Recorded data —
_ _ _ _ _ _ _

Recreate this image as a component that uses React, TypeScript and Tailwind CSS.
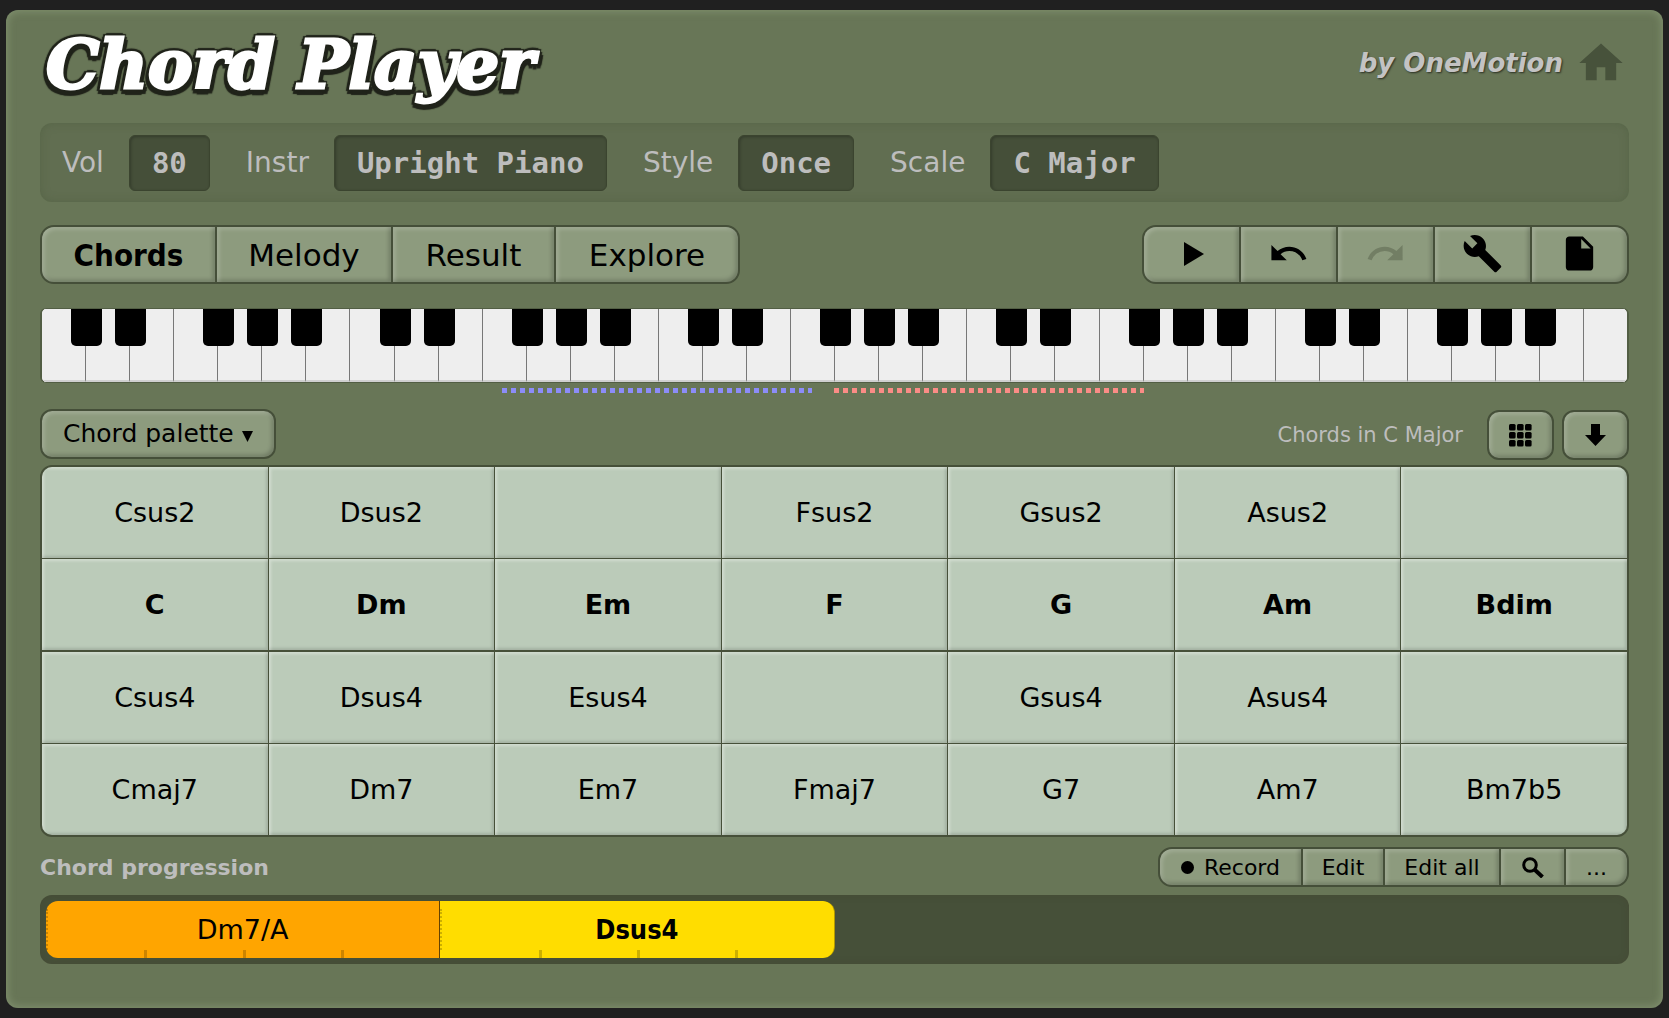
import React from "react";
import { MdBuild, MdHome, MdInsertDriveFile, MdRedo, MdUndo } from "react-icons/md";

const raised =
  "bg-[#8d9b7e] shadow-[inset_2px_2px_4px_rgba(255,255,255,0.22),inset_-2px_-2px_4px_rgba(0,0,0,0.22)]";

const settings = [
  { label: "Vol", value: "80" },
  { label: "Instr", value: "Upright Piano" },
  { label: "Style", value: "Once" },
  { label: "Scale", value: "C Major" },
];

const chordRows = [
  ["Csus2", "Dsus2", "", "Fsus2", "Gsus2", "Asus2", ""],
  ["C", "Dm", "Em", "F", "G", "Am", "Bdim"],
  ["Csus4", "Dsus4", "Esus4", "", "Gsus4", "Asus4", ""],
  ["Cmaj7", "Dm7", "Em7", "Fmaj7", "G7", "Am7", "Bm7b5"],
];

const whiteKeys = Array.from({ length: 36 }, (_, i) => ({
  id: i,
  sharp: i < 35 && i % 7 !== 2 && i % 7 !== 6,
}));

function Setting({ label, value }: { label: string; value: string }) {
  const id = `setting-${label}`;
  return (
    <div className="flex items-center gap-[25px]">
      <span id={id} className="text-[28px] leading-8 text-[#bdbdbd]">
        {label}
      </span>
      <button
        type="button"
        aria-labelledby={`${id} ${id}-value`}
        className="h-14 rounded-md border border-[#3b442f] bg-[#454f39] px-[22px] font-['DejaVu_Sans_Mono',monospace] text-[29px] font-bold leading-8 text-[#bdbdbd] shadow-[inset_1px_1px_3px_rgba(0,0,0,0.25)]"
      >
        <span id={`${id}-value`}>{value}</span>
      </button>
    </div>
  );
}

function Tab({ children, active, width }: { children: React.ReactNode; active?: boolean; width: string }) {
  return (
    <button
      type="button"
      aria-pressed={!!active}
      className={`${raised} ${width} text-[31px] leading-10 first:rounded-l-xl last:rounded-r-xl ${
        active ? "font-['DejaVu_Sans_Condensed','DejaVu_Sans',sans-serif] font-bold" : ""
      }`}
    >
      {children}
    </button>
  );
}

function ToolButton({ label, children, disabled }: { label: string; children: React.ReactNode; disabled?: boolean }) {
  return (
    <button
      type="button"
      aria-label={label}
      disabled={disabled}
      className={`${raised} flex w-[95px] items-center justify-center pb-0.5 first:rounded-l-xl last:rounded-r-xl disabled:text-[#727e64]`}
    >
      {children}
    </button>
  );
}

function SmallButton({ children, label, width }: { children: React.ReactNode; label?: string; width: string }) {
  return (
    <button
      type="button"
      aria-label={label}
      className={`${raised} ${width} flex items-center justify-center pt-px text-[22px] leading-7 first:rounded-l-xl last:rounded-r-xl`}
    >
      {children}
    </button>
  );
}

function Block({ name, color, selected }: { name: string; color: string; selected?: boolean }) {
  return (
    <button
      type="button"
      className={`relative h-full w-1/4 border-r border-black/60 text-[27px] leading-8 first:rounded-l-xl last:rounded-r-xl last:border-black/30 ${color} ${
        selected ? "font-['DejaVu_Sans_Condensed','DejaVu_Sans',sans-serif] font-bold" : ""
      }`}
    >
      {name}
      <span className="absolute inset-y-2 left-0 w-px border-l-2 border-dotted border-black/20" />
      <span className="absolute inset-x-0 bottom-0 grid h-2 grid-cols-4">
        <span />
        <span className="border-l-3 border-black/20" />
        <span className="border-l-3 border-black/20" />
        <span className="border-l-3 border-black/20" />
      </span>
    </button>
  );
}

export default function App() {
  return (
    <div className="min-h-screen bg-[#202020] px-[6px] pt-[10px] pb-[9px] font-['DejaVu_Sans',Verdana,sans-serif] text-black">
      <main className="rounded-xl bg-[#687657] px-[34px] pb-11 shadow-[inset_0_0_8px_1px_rgba(170,190,150,0.4)]">
        <header className="flex h-[113px] items-center justify-between">
          <h1 className="-mt-1 pl-1.5 font-['DejaVu_Serif',serif] text-[67px] font-bold italic leading-[80px] text-white [-webkit-text-stroke:3px_white] [text-shadow:4px_0_1px_#20231a,-4px_0_1px_#20231a,0_-4px_1px_#20231a,0_7px_1px_#20231a,3px_-3px_1px_#20231a,-3px_-3px_1px_#20231a,4px_6px_1px_#20231a,-4px_6px_1px_#20231a,5px_3px_1px_#20231a,-5px_3px_1px_#20231a]">
            Chord Player
          </h1>
          <a href="#home" className="-mt-2 flex items-center gap-3 pr-0.5 text-[26px] font-bold italic leading-8 text-[#c3c3c3] [text-shadow:1px_1px_2px_rgba(0,0,0,0.6)]">
            by OneMotion
            <MdHome className="size-[52px] text-[#47523b]" />
          </a>
        </header>

        <section className="flex h-[79px] items-center gap-9 rounded-xl bg-[#616e51] px-[22px] shadow-[inset_0_0_10px_rgba(70,85,55,0.35)]">
          {settings.map((s) => (
            <Setting key={s.label} {...s} />
          ))}
        </section>

        <div className="mt-[23px] flex h-[59px] justify-between">
          <nav className="flex gap-[2px] rounded-[14px] border-2 border-[#454f39] bg-[#454f39]">
            <Tab active width="w-[173px]">Chords</Tab>
            <Tab width="w-[174px]">Melody</Tab>
            <Tab width="w-[161px]">Result</Tab>
            <Tab width="w-[182px]">Explore</Tab>
          </nav>
          <div className="flex gap-[2px] rounded-[14px] border-2 border-[#454f39] bg-[#454f39]">
            <ToolButton label="Play">
              <svg viewBox="0 0 20 24" className="ml-1 h-6 w-5" fill="currentColor">
                <path d="M0 0 20 12 0 24Z" />
              </svg>
            </ToolButton>
            <ToolButton label="Undo">
              <MdUndo className="size-[41px]" />
            </ToolButton>
            <ToolButton label="Redo" disabled>
              <MdRedo className="size-[41px]" />
            </ToolButton>
            <ToolButton label="Tools">
              <MdBuild className="size-[41px]" />
            </ToolButton>
            <ToolButton label="File">
              <MdInsertDriveFile className="size-[41px]" />
            </ToolButton>
          </div>
        </div>

        <div className="mt-6 flex h-[75px] overflow-hidden rounded-md border border-x-2 border-[#525e44] bg-[#eeeeee]">
          {whiteKeys.map((k) => (
            <div
              key={k.id}
              className="relative flex-1 border-r border-b-2 border-r-[#777777] border-b-[#d0d0d0] bg-[#eeeeee] last:border-r-0"
            >
              {k.sharp && <div className="absolute top-0 -right-[17px] z-10 h-[37px] w-[31px] rounded-b-[5px] bg-black" />}
            </div>
          ))}
        </div>
        <div className="mt-[5px] flex h-[5px]">
          <div className="w-[29.1%]" />
          <div className="w-[19.5%] bg-[repeating-linear-gradient(90deg,#8c8cf8_0_5px,transparent_5px_9px)]" />
          <div className="w-[1.4%]" />
          <div className="w-[19.5%] bg-[repeating-linear-gradient(90deg,#fb8c86_0_5px,transparent_5px_9px)]" />
        </div>

        <div className="mt-4 flex h-[50px] items-center justify-between">
          <button
            type="button"
            className={`${raised} flex h-[50px] items-center gap-2 rounded-xl border-2 border-[#454f39] px-[21px] text-[25px] leading-8`}
          >
            Chord palette
            <svg viewBox="0 0 11 11" className="mt-1 size-[11px]">
              <path d="M0 0H11L5.5 11Z" />
            </svg>
          </button>
          <div className="flex items-center gap-2 pt-0.5">
            <span className="mr-4 text-[21px] leading-7 text-[#bdbdbd]">Chords in C Major</span>
            <button
              type="button"
              aria-label="Grid view"
              className={`${raised} flex h-[50px] w-[67px] items-center justify-center rounded-xl border-2 border-[#454f39]`}
            >
              <svg viewBox="0 0 23 23" className="size-[23px]">
                {[0, 8, 16].map((y) =>
                  [0, 8, 16].map((x) => <rect key={`${x}-${y}`} x={x} y={y} width="6.6" height="6.6" rx="1.5" />),
                )}
              </svg>
            </button>
            <button
              type="button"
              aria-label="Move down"
              className={`${raised} flex h-[50px] w-[67px] items-center justify-center rounded-xl border-2 border-[#454f39]`}
            >
              <svg viewBox="0 0 21 22" className="h-[22px] w-[21px]">
                <path d="M6 0H15V11H21L10.5 22 0 11H6Z" />
              </svg>
            </button>
          </div>
        </div>

        <section className="mt-[6px] flex flex-col gap-px overflow-hidden rounded-xl border-2 border-[#465039] bg-[#465039]">
          {chordRows.map((row, r) => (
            <div key={r} className="grid grid-cols-7 gap-px nth-3:mt-px">
              {row.map((chord, c) => (
                <button
                  key={c}
                  type="button"
                  aria-label={chord || "Empty"}
                  className={`h-[91px] bg-[#bbcbb9] pt-px text-[27px] leading-8 shadow-[inset_2px_2px_3px_rgba(255,255,255,0.35),inset_-2px_-2px_3px_rgba(0,0,0,0.13)] ${
                    r === 1 ? "font-bold" : ""
                  }`}
                >
                  {chord}
                </button>
              ))}
            </div>
          ))}
        </section>

        <div className="mt-[10px] flex h-10 items-center justify-between">
          <h2 className="pt-0.5 text-[22px] font-bold leading-7 text-[#bdbdbd]">Chord progression</h2>
          <div className="flex h-10 gap-[2px] rounded-[14px] border-2 border-[#454f39] bg-[#454f39]">
            <SmallButton width="w-[141px]">
              <span className="mr-2.5 size-[13px] rounded-full bg-black" />
              Record
            </SmallButton>
            <SmallButton width="w-[80px]">Edit</SmallButton>
            <SmallButton width="w-[114px]">Edit all</SmallButton>
            <SmallButton width="w-[63px]" label="Zoom">
              <svg viewBox="0 0 22 21" className="h-[21px] w-[22px]" fill="none" stroke="currentColor">
                <circle cx="8" cy="8" r="6.3" strokeWidth="3" />
                <path d="M12.5 12.5 20.5 20" strokeWidth="4" />
              </svg>
            </SmallButton>
            <SmallButton width="w-[61px]">...</SmallButton>
          </div>
        </div>

        <section className="mt-2 flex h-[69px] rounded-xl bg-[#465039] p-[6px] shadow-[inset_0_0_6px_rgba(70,70,50,0.5)]">
          <Block name="Dm7/A" color="bg-[#ffa500]" />
          <Block name="Dsus4" color="bg-[#ffdd00]" selected />
        </section>
      </main>
    </div>
  );
}
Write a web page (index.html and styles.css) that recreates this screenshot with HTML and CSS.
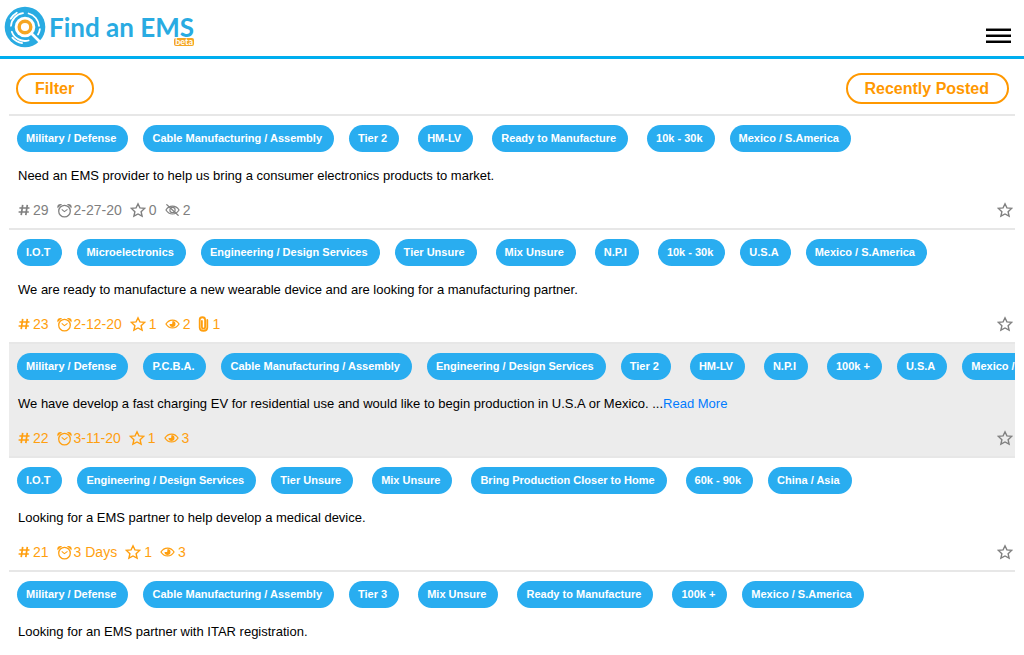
FILE: index.html
```html
<!DOCTYPE html>
<html lang="en">
<head>
    <meta charset="UTF-8">
    <meta name="viewport" content="width=device-width, initial-scale=1.0">
    <title>Find an EMS</title>
    <link rel="stylesheet" href="styles.css">
</head>
<body>
<!-- icon sprite -->
<svg class="sprite" aria-hidden="true">
    <symbol id="hash" viewBox="0 0 12 12">
        <path d="M4.700.8 3.200 11.200M9.300.8 7.800 11.200M1.400 4H11.500M.6 8h10.200" fill="none" stroke="currentColor" stroke-width="1.7"/>
    </symbol>
    <symbol id="clock" viewBox="0 0 14 14">
        <path d="M.6 5C-.4 2.600 1 .2 4.800 1L.6 5ZM13.400 5C14.400 2.600 13 .2 9.200 1L13.400 5Z" fill="currentColor"/>
        <circle cx="7" cy="7.600" r="5.400" fill="none" stroke="currentColor" stroke-width="1.200"/>
        <path d="m4.400 6 2.500 2 2.900-2" fill="none" stroke="currentColor"/>
    </symbol>
    <symbol id="star" viewBox="0 0 16 16">
        <path d="m8 1.800 1.900 4.100 4.700.5-3.500 3.300 1 4.500L8 12l-4.100 2.200 1-4.500-3.500-3.300 4.700-.5L8 1.800Z" fill="none" stroke="currentColor" stroke-width="1.400"/>
    </symbol>
    <symbol id="eye" viewBox="0 0 16 12">
        <path d="M1 6c3.400-5.600 10.600-5.600 14 0-3.400 5.600-10.600 5.600-14 0Z" fill="none" stroke="currentColor" stroke-width="1.300"/>
        <path d="M8 2.800A3.200 3.200 0 1 1 4.800 6L7.600 6Z" fill="currentColor"/>
    </symbol>
    <symbol id="eye-off" viewBox="0 0 16 12">
        <path d="M1 6c3.400-5.600 10.600-5.600 14 0-3.400 5.600-10.600 5.600-14 0Z" fill="none" stroke="currentColor" stroke-width="1.200"/>
        <circle cx="8" cy="6" r="2.800" fill="none" stroke="currentColor" stroke-width="1.200"/>
        <path d="m1.500 0 13 12" stroke="currentColor" stroke-width="1.400"/>
    </symbol>
    <symbol id="clip" viewBox="0 0 10 16">
        <path d="M3.400 5v6c0 2.200 3.200 2.200 3.200 0V3.800C6.600.4 1.200.4 1.200 3.800V11.500c0 4.500 7.600 4.500 7.600 0V4" fill="none" stroke="currentColor" stroke-width="1.800" stroke-linecap="round"/>
    </symbol>
</svg>

<header class="header">
    <a class="logo" href="#">
        <svg class="logo-mark" viewBox="0 0 42 42" aria-hidden="true">
            <circle cx="21" cy="21" r="20.300" fill="#29abe2"/>
            <circle cx="21" cy="21" r="10.300" fill="#fff"/>
            <g fill="none" stroke="#fff" stroke-width="1.800" stroke-linecap="round">
                <path d="M7 19.800A14 14 0 0 1 19 7.100"/>
                <path d="M24.600 7.500A14 14 0 0 1 35 19.800"/>
                <path d="M6.700 12.800A16.500 16.500 0 0 1 12.800 6.700"/>
                <path d="M35.900 23.100A15 15 0 0 1 34 28.500"/>
                <path d="M24.600 34.500A14 14 0 0 1 7.800 25.800"/>
                <path d="M18.100 37.200A16.500 16.500 0 0 1 8.400 31.600"/>
                <path d="m28 28 9 9" stroke-width="2.600"/>
            </g>
            <circle cx="21" cy="21" r="5.800" fill="none" stroke="#f5a623" stroke-width="3.400"/>
        </svg>
        <span class="logo-text">
            <span class="name">Find an EMS</span>
            <span class="beta">beta</span>
        </span>
    </a>
    <button class="menu" aria-label="Menu"><span></span><span></span><span></span></button>
</header>

<main class="content">
    <div class="toolbar">
        <button class="outline-btn">Filter</button>
        <button class="outline-btn">Recently Posted</button>
    </div>

    <article class="post muted">
        <div class="tags">
            <div class="tag-group"><span class="tag">Military / Defense</span><span class="tag">Cable Manufacturing / Assembly</span><span class="tag">Tier 2</span></div>
            <div class="tag-group"><span class="tag">HM-LV</span></div>
            <div class="tag-group"><span class="tag">Ready to Manufacture</span></div>
            <div class="tag-group"><span class="tag">10k - 30k</span><span class="tag">Mexico / S.America</span></div>
        </div>
        <p class="description">Need an EMS provider to help us bring a consumer electronics products to market.</p>
        <div class="meta">
            <span class="stat"><svg class="i-hash"><use href="#hash"/></svg>29</span>
            <span class="stat date"><svg class="i-clock"><use href="#clock"/></svg>2-27-20</span>
            <span class="stat"><svg class="i-star"><use href="#star"/></svg>0</span>
            <span class="stat"><svg class="i-eye"><use href="#eye-off"/></svg>2</span>
            <button class="favorite" aria-label="Favorite"><svg class="i-star"><use href="#star"/></svg></button>
        </div>
    </article>

    <article class="post">
        <div class="tags">
            <div class="tag-group"><span class="tag">I.O.T</span><span class="tag">Microelectronics</span><span class="tag">Engineering / Design Services</span><span class="tag">Tier Unsure</span></div>
            <div class="tag-group"><span class="tag">Mix Unsure</span></div>
            <div class="tag-group"><span class="tag">N.P.I</span></div>
            <div class="tag-group"><span class="tag">10k - 30k</span><span class="tag">U.S.A</span><span class="tag">Mexico / S.America</span></div>
        </div>
        <p class="description">We are ready to manufacture a new wearable device and are looking for a manufacturing partner.</p>
        <div class="meta">
            <span class="stat"><svg class="i-hash"><use href="#hash"/></svg>23</span>
            <span class="stat date"><svg class="i-clock"><use href="#clock"/></svg>2-12-20</span>
            <span class="stat"><svg class="i-star"><use href="#star"/></svg>1</span>
            <span class="stat"><svg class="i-eye"><use href="#eye"/></svg>2</span>
            <span class="stat"><svg class="i-clip"><use href="#clip"/></svg>1</span>
            <button class="favorite" aria-label="Favorite"><svg class="i-star"><use href="#star"/></svg></button>
        </div>
    </article>

    <article class="post active">
        <div class="tags">
            <div class="tag-group"><span class="tag">Military / Defense</span><span class="tag">P.C.B.A.</span><span class="tag">Cable Manufacturing / Assembly</span><span class="tag">Engineering / Design Services</span><span class="tag">Tier 2</span></div>
            <div class="tag-group"><span class="tag">HM-LV</span></div>
            <div class="tag-group"><span class="tag">N.P.I</span></div>
            <div class="tag-group"><span class="tag">100k +</span><span class="tag">U.S.A</span><span class="tag">Mexico / S.America</span></div>
        </div>
        <p class="description">We have develop a fast charging EV for residential use and would like to begin production in U.S.A or Mexico. ...<a href="#">Read More</a></p>
        <div class="meta">
            <span class="stat"><svg class="i-hash"><use href="#hash"/></svg>22</span>
            <span class="stat date"><svg class="i-clock"><use href="#clock"/></svg>3-11-20</span>
            <span class="stat"><svg class="i-star"><use href="#star"/></svg>1</span>
            <span class="stat"><svg class="i-eye"><use href="#eye"/></svg>3</span>
            <button class="favorite" aria-label="Favorite"><svg class="i-star"><use href="#star"/></svg></button>
        </div>
    </article>

    <article class="post">
        <div class="tags">
            <div class="tag-group"><span class="tag">I.O.T</span><span class="tag">Engineering / Design Services</span><span class="tag">Tier Unsure</span></div>
            <div class="tag-group"><span class="tag">Mix Unsure</span></div>
            <div class="tag-group"><span class="tag">Bring Production Closer to Home</span></div>
            <div class="tag-group"><span class="tag">60k - 90k</span><span class="tag">China / Asia</span></div>
        </div>
        <p class="description">Looking for a EMS partner to help develop a medical device.</p>
        <div class="meta">
            <span class="stat"><svg class="i-hash"><use href="#hash"/></svg>21</span>
            <span class="stat date"><svg class="i-clock"><use href="#clock"/></svg>3 Days</span>
            <span class="stat"><svg class="i-star"><use href="#star"/></svg>1</span>
            <span class="stat"><svg class="i-eye"><use href="#eye"/></svg>3</span>
            <button class="favorite" aria-label="Favorite"><svg class="i-star"><use href="#star"/></svg></button>
        </div>
    </article>

    <article class="post">
        <div class="tags">
            <div class="tag-group"><span class="tag">Military / Defense</span><span class="tag">Cable Manufacturing / Assembly</span><span class="tag">Tier 3</span></div>
            <div class="tag-group"><span class="tag">Mix Unsure</span></div>
            <div class="tag-group"><span class="tag">Ready to Manufacture</span></div>
            <div class="tag-group"><span class="tag">100k +</span><span class="tag">Mexico / S.America</span></div>
        </div>
        <p class="description">Looking for an EMS partner with ITAR registration.</p>
    </article>
</main>
</body>
</html>
```
FILE: styles.css
```css
* {
    box-sizing: border-box;
}
body {
    margin: 0;
    font-family: "Liberation Sans", Arial, sans-serif;
    color: #000;
    background: #fff;
}
button {
    font-family: inherit;
    background: none;
    border: none;
    padding: 0;
    cursor: pointer;
}
.sprite {
    display: none;
}

.header {
    display: flex;
    justify-content: space-between;
    align-items: flex-end;
    padding: 6px 13px 8px 4px;
    border-bottom: 3px solid #00aeef;
}
.logo {
    display: flex;
    align-items: flex-end;
    gap: 3px;
    color: #29abe2;
    text-decoration: none;
}
.logo-mark {
    width: 42px;
    height: 42px;
}
.logo-text {
    display: flex;
    flex-direction: column;
    align-items: flex-end;
    padding-bottom: 2px;
    font-family: Lato, sans-serif;
    font-weight: bold;
}
.name {
    font-size: 26px;
    line-height: 22px;
}
.beta {
    padding: 0 1px;
    border-radius: 2px;
    background: #f5a623;
    color: #fff;
    font-size: 9px;
    line-height: 8px;
}
.menu {
    display: flex;
    flex-direction: column;
    gap: 3px;
    width: 25px;
    margin-bottom: 5px;
}
.menu span {
    height: 3px;
    border-top: 1px solid #888;
    background: #000;
}

.content {
    padding: 0 9px;
}
.toolbar {
    display: flex;
    justify-content: space-between;
    padding: 14px 6px 10px 7px;
}
.outline-btn {
    height: 31px;
    padding: 0 18px 0 17px;
    border: 2px solid #ff9800;
    border-radius: 16px;
    color: #ff9800;
    font-size: 16px;
    font-weight: bold;
}

.post {
    padding: 9px 0 8px 8px;
    border-top: 2px solid #e7e7e7;
    overflow: hidden;
}
.post.active {
    background: #ececec;
}
.tags {
    display: flex;
    gap: 19px;
}
.tag-group {
    display: flex;
    gap: 15px;
}
.tag {
    padding: 0 12px 0 9px;
    border-radius: 14px;
    background: #29adf0;
    color: #fff;
    font-size: 11px;
    font-weight: bold;
    line-height: 27px;
    white-space: nowrap;
}
.description {
    margin: 14px 0 0 1px;
    font-size: 13px;
    line-height: 20px;
}
.description a {
    color: #007bff;
    text-decoration: none;
}
.meta {
    display: flex;
    align-items: center;
    gap: 8px;
    height: 20px;
    margin-top: 14px;
    padding: 0 2px 0 1px;
    color: #ff9f0f;
    font-size: 14px;
}
.muted .meta {
    color: #808080;
}
.stat {
    display: flex;
    align-items: center;
    gap: 3px;
}
.date {
    gap: 2px;
}
.i-hash {
    width: 12px;
    height: 12px;
}
.i-clock {
    width: 15px;
    height: 15px;
}
.i-star {
    width: 16px;
    height: 16px;
}
.i-eye {
    width: 15px;
    height: 12px;
}
.i-clip {
    width: 11px;
    height: 16px;
}
.meta .favorite {
    display: flex;
    margin-left: auto;
    color: #808080;
}
```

_ _ _ _ _ _ _

PROBLEM TO WORK ON — Restate, line by line and word for word, everything from the top of the material through the line that contains "MdInsertDriveFile, MdRedo, MdUndo". Leave pictures out.

WRITTEN SOLUTION —
Recreate this image as a component that uses React, TypeScript and Tailwind CSS.
import React from "react";
import { MdBuild, MdHome, MdInsertDriveFile, MdRedo, MdUndo } from "react-icons/md";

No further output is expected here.